The U.S. News Short List, separate from our overall rankings, is a regular series that magnifies individual data points in hopes of providing students and parents a way to find which undergraduate or graduate programs excel or have room to grow in specific areas. Be sure to explore The Short List: College, The Short List: Grad School and The Short List: Online Programs to find data that matter to you in your college or graduate school search.
The chances of getting into a four-year college can be high or low, depending on a prospective student's standardized test scores, high school grades and letters of recommendation, among other factors. At some universities, though, just about every applicant can bet on being admitted.
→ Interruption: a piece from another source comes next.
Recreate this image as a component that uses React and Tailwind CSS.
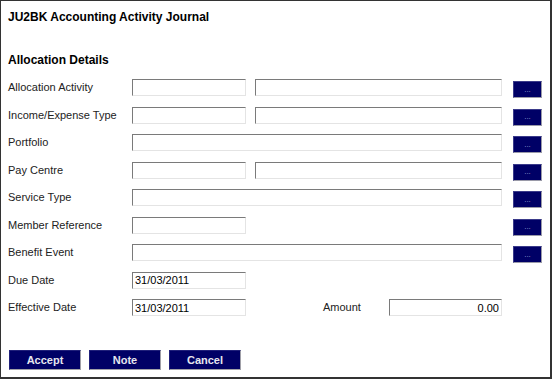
const rows = [
  { label: 'Allocation Activity', kind: 'split', lookup: true },
  { label: 'Income/Expense Type', kind: 'split', lookup: true },
  { label: 'Portfolio', kind: 'wide', lookup: true },
  { label: 'Pay Centre', kind: 'split', lookup: true },
  { label: 'Service Type', kind: 'wide', lookup: true },
  { label: 'Member Reference', kind: 'short', lookup: true },
  { label: 'Benefit Event', kind: 'wide', lookup: true },
  { label: 'Due Date', kind: 'short', value: '31/03/2011' },
  { label: 'Effective Date', kind: 'short', value: '31/03/2011', amount: '0.00' },
];

const inputCls =
  'h-[17px] bg-white border border-t-[#7a7a7a] border-l-[#7a7a7a] border-r-[#e4e4e4] border-b-[#e4e4e4] px-[2px] text-[11px] leading-[15px] text-black outline-none';

const Field = ({ width, value = '', right = false }) => (
  <input
    readOnly
    value={value}
    className={`${inputCls} ${width} ${right ? 'text-right' : ''}`}
  />
);

const LookupButton = () => (
  <button className="mt-[2px] w-[29px] h-[17px] bg-[#000066] border border-t-[#3a3a8a] border-l-[#3a3a8a] border-r-[#9a9aa8] border-b-[#9a9aa8] text-[#9a9ad0] text-[8px] leading-[8px] flex items-center justify-center">
    ...
  </button>
);

const ActionButton = ({ children }) => (
  <button className="w-[72px] h-[20px] bg-[#000066] border border-t-[#20207a] border-l-[#20207a] border-r-[#a0a0a8] border-b-[#a0a0a8] text-[#e6e6ee] text-[11px] font-bold leading-[18px]">
    {children}
  </button>
);

export default function App() {
  return (
    <div
      className="w-[552px] h-[379px] bg-white border-t border-l border-r-2 border-b-2 border-[#333333] flex flex-col pl-[7px] text-black"
      style={{ fontFamily: '"Liberation Sans", Arial, sans-serif' }}
    >
      <div className="mt-[9px] text-[12px] font-bold leading-[15px]">JU2BK Accounting Activity Journal</div>
      <div className="mt-[28px] text-[12px] font-bold leading-[15px]">Allocation Details</div>

      <div className="mt-[11px] flex flex-col">
        {rows.map((r) => (
          <div key={r.label} className="h-[27.5px] flex items-start">
            <div className="w-[124px] h-[17px] flex items-center text-[11px] text-[#222]">{r.label}</div>
            {r.kind === 'split' && (
              <>
                <Field width="w-[114px]" />
                <div className="w-[9px]" />
                <Field width="w-[247px]" />
              </>
            )}
            {r.kind === 'wide' && <Field width="w-[370px]" />}
            {r.kind === 'short' && <Field width="w-[114px]" value={r.value} />}
            {r.amount && (
              <>
                <div className="w-[143px] h-[17px] flex items-center pl-[77px] text-[11px] text-[#222]">
                  Amount
                </div>
                <Field width="w-[113px]" value={r.amount} right />
              </>
            )}
            {r.lookup && (
              <>
                <div className="flex-1" />
                <div className="mr-[8px]">
                  <LookupButton />
                </div>
              </>
            )}
          </div>
        ))}
      </div>

      <div className="mt-[23px] flex gap-[8px] pl-[1px]">
        <ActionButton>Accept</ActionButton>
        <ActionButton>Note</ActionButton>
        <ActionButton>Cancel</ActionButton>
      </div>
    </div>
  );
}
At 18 schools, there was a 100 percent acceptance rate in fall 2016. These institutions had the highest acceptance rate among 1,256 ranked universities and colleges that submitted these data to U.S. News in an annual survey.
In fall 2015, only nine schools had a 100 percent acceptance rate. California State University--Bakersfield, Florida's Pensacola State College and Montana State University--Billings are some of the schools that are new to the list.
Cameron University in Oklahoma, which had a 99.7 acceptance rate in fall 2015, reached 100 percent last fall.
Among all schools that reported the data, the average acceptance rate was 65 percent. Alice Lloyd College, a Regional College in Kentucky, had the lowest acceptance rate: 4 percent. Regional Colleges focus on undergraduate education, and grant fewer than half of their degrees in liberal arts fields.
Ten of the schools on the list for fall 2016 are labeled RNP, which means Rank Not Published. These schools rank in the bottom one-fourth of their ranking category. U.S. News calculates a rank for the school but has decided not to publish it.
Below are the 18 schools with the highest acceptance rate in fall 2016. Unranked schools, which did not meet certain criteria required by U.S. News to be numerically ranked, were not considered for this report.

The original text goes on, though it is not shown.